L’analisi della mobilità sanitaria in Italia tra il 2002 e il 2019 conferma che il Sud è il principale esportatore di pazienti, mentre il Nord è il grande beneficiario delle risorse sanitarie. Calabria, Campania e Puglia vedono perdere ingenti somme di denaro per i cittadini costretti a curarsi altrove, mentre regioni come Lombardia, Emilia-Romagna e Veneto guadagnano oltre 300 milioni di euro annui grazie all’afflusso di pazienti da altre parti d’Italia.
Il Centro Italia mostra invece una situazione più equilibrata: Toscana e Lazio attraggono pazienti, mentre altre regioni, come Umbria e Marche, registrano un bilancio neutro. La Toscana, in particolare, ha chiuso il 2019 con un saldo positivo di circa 139 milioni di euro, grazie alla presenza di eccellenze come il Policlinico di Careggi, l’Azienda ospedaliera-universitaria di Pisa e la Fondazione Monasterio, oltre che per una gestione più efficiente e tempi di attesa ridotti rispetto ad altre regioni.
“La mobilità sanitaria amplifica il divario Nord-Sud, drenando risorse dal Meridione e rafforzando ulteriormente le strutture sanitarie settentrionali”, spiega Carnazza. “Questo meccanismo crea un circolo vizioso di diseguaglianza”.

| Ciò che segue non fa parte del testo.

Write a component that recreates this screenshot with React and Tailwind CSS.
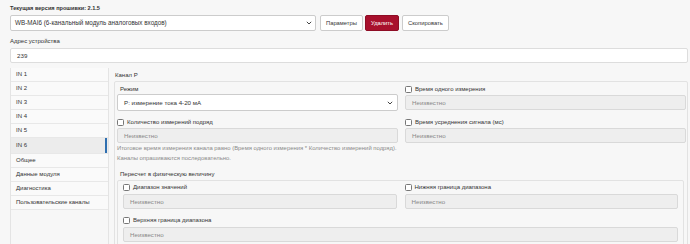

Il ricercatore suggerisce un ripensamento del sistema di finanziamento sanitario, che attualmente penalizza le regioni più in difficoltà. “Sarebbe necessario adottare criteri più equi per distribuire le risorse, basandosi sui reali bisogni sanitari e garantendo livelli di assistenza omogenei in tutto il Paese”, conclude Carnazza.